• Task statement
Quote the whole listing word for word. Do not include the pictures.

— start The input —

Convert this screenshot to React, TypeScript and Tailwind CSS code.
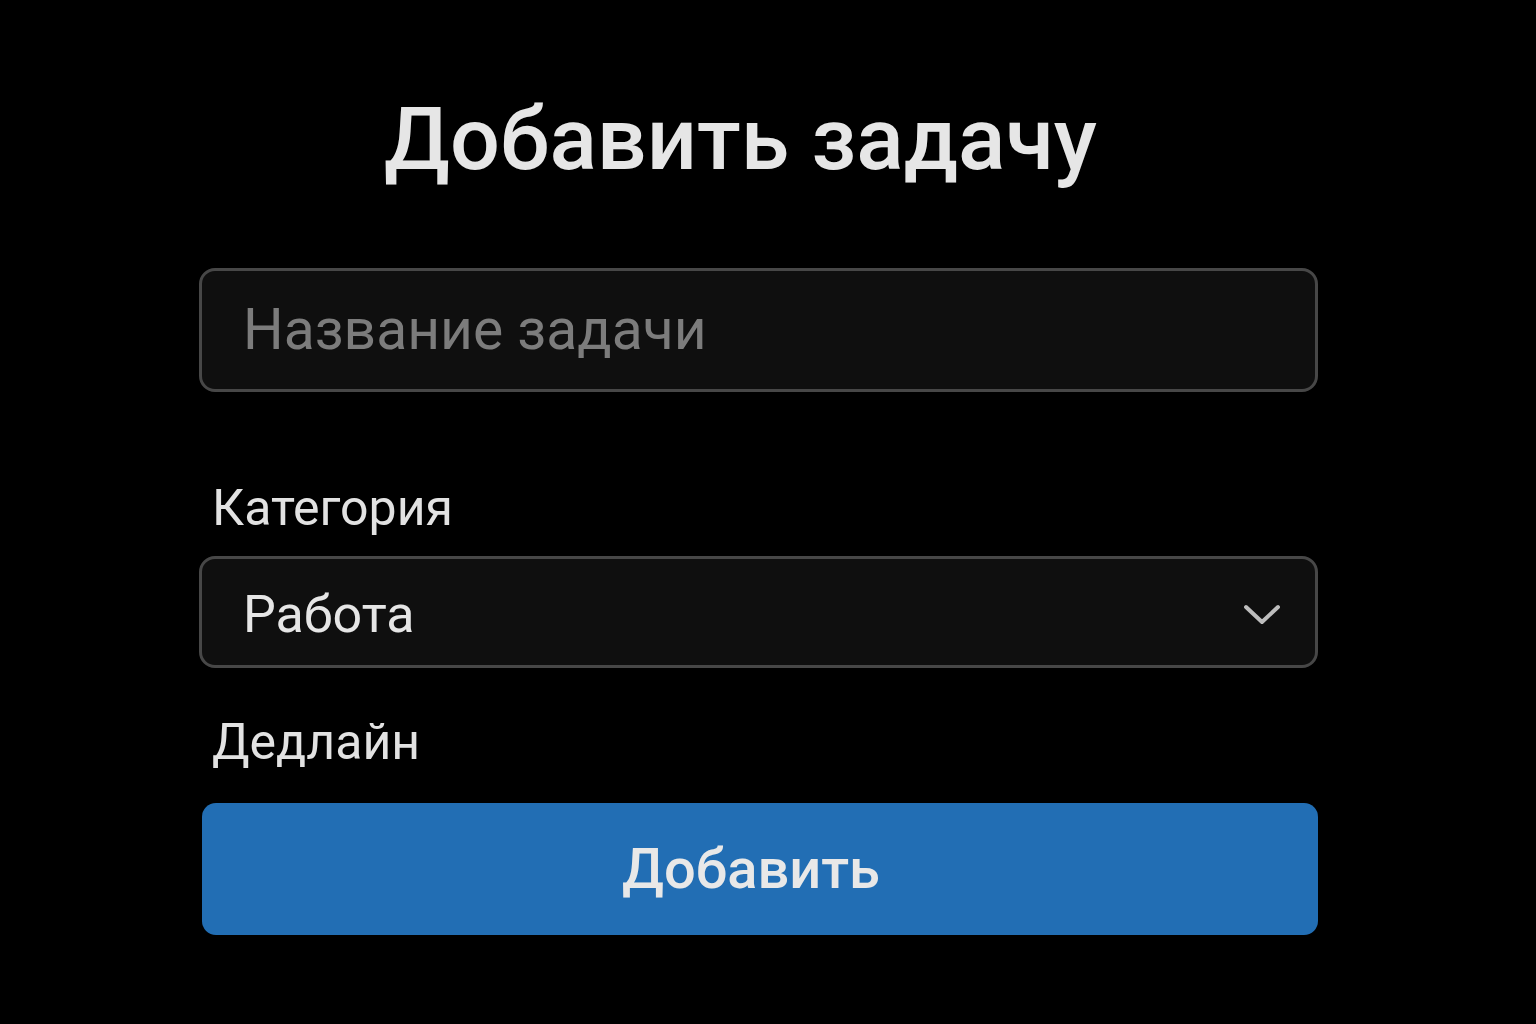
import React from "react";

export default function App() {
  return (
    <div className="min-h-screen w-full bg-black" style={{ fontFamily: "Roboto, 'Noto Sans', sans-serif" }}>
      <div className="ml-[199px] w-[1119px] pt-[84px]">
        <h1 className="text-center text-[88px] font-medium leading-[110px] text-[#e6e6e6] pr-[36px]">Добавить задачу</h1>
        <div className="mt-[74px] flex h-[124px] items-center rounded-[16px] border-[3px] border-[#474747] bg-[#0f0f0f] pl-[41px]">
          <span className="text-[57px] text-[#7c7c7c]">Название задачи</span>
        </div>
        <div className="mt-[86px] pl-[13px] text-[50px] leading-[60px] text-[#e2e2e2]">Категория</div>
        <div className="mt-[18px] flex h-[112px] items-center justify-between rounded-[16px] border-[3px] border-[#474747] bg-[#0f0f0f] pl-[41px] pr-[34px]">
          <span className="mt-[6px] text-[52px] text-[#e6e6e6]">Работа</span>
          <svg className="mt-[6px]" width="38" height="24" viewBox="0 0 38 24" fill="none">
            <path d="M3 4 L19 19 L35 4" stroke="#bdbdbd" strokeWidth="4" strokeLinecap="round" strokeLinejoin="round" />
          </svg>
        </div>
        <div className="mt-[44px] pl-[13px] text-[50px] leading-[60px] text-[#e2e2e2]">Дедлайн</div>
        <button className="mt-[31px] ml-[3px] flex h-[132px] w-[1116px] items-center justify-center rounded-[14px] bg-[#226eb4] pr-[18px] text-[56px] font-medium text-[#e8e8e8]">Добавить</button>
      </div>
    </div>
  );
}
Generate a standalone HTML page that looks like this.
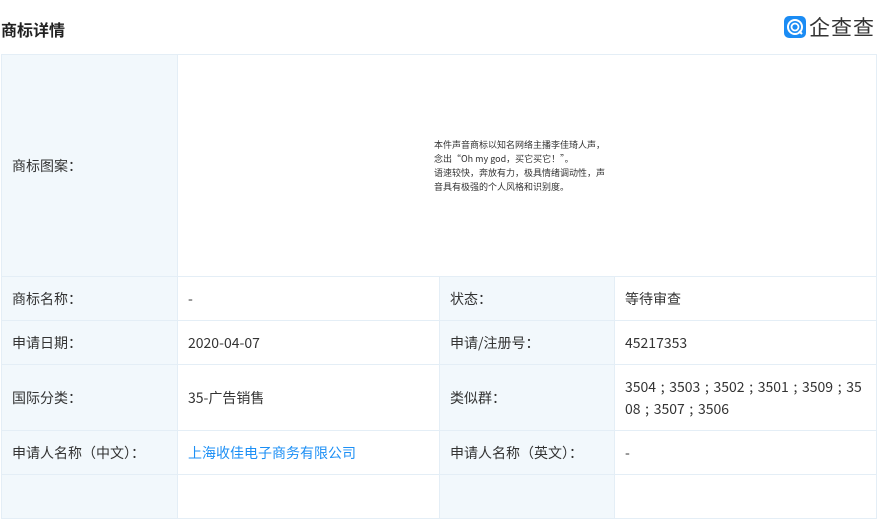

— end The input —

• Solution to this problem
Convert this screenshot to React, TypeScript and Tailwind CSS code.
import React from "react";

export default function App() {
  return (
    <div className="min-h-screen w-full bg-black" style={{ fontFamily: "Roboto, 'Noto Sans', sans-serif" }}>
      <div className="ml-[199px] w-[1119px] pt-[84px]">
        <h1 className="text-center text-[88px] font-medium leading-[110px] text-[#e6e6e6] pr-[36px]">Добавить задачу</h1>
        <div className="mt-[74px] flex h-[124px] items-center rounded-[16px] border-[3px] border-[#474747] bg-[#0f0f0f] pl-[41px]">
          <span className="text-[57px] text-[#7c7c7c]">Название задачи</span>
        </div>
        <div className="mt-[86px] pl-[13px] text-[50px] leading-[60px] text-[#e2e2e2]">Категория</div>
        <div className="mt-[18px] flex h-[112px] items-center justify-between rounded-[16px] border-[3px] border-[#474747] bg-[#0f0f0f] pl-[41px] pr-[34px]">
          <span className="mt-[6px] text-[52px] text-[#e6e6e6]">Работа</span>
          <svg className="mt-[6px]" width="38" height="24" viewBox="0 0 38 24" fill="none">
            <path d="M3 4 L19 19 L35 4" stroke="#bdbdbd" strokeWidth="4" strokeLinecap="round" strokeLinejoin="round" />
          </svg>
        </div>
        <div className="mt-[44px] pl-[13px] text-[50px] leading-[60px] text-[#e2e2e2]">Дедлайн</div>
        <button className="mt-[31px] ml-[3px] flex h-[132px] w-[1116px] items-center justify-center rounded-[14px] bg-[#226eb4] pr-[18px] text-[56px] font-medium text-[#e8e8e8]">Добавить</button>
      </div>
    </div>
  );
}
Generate a standalone HTML page that looks like this.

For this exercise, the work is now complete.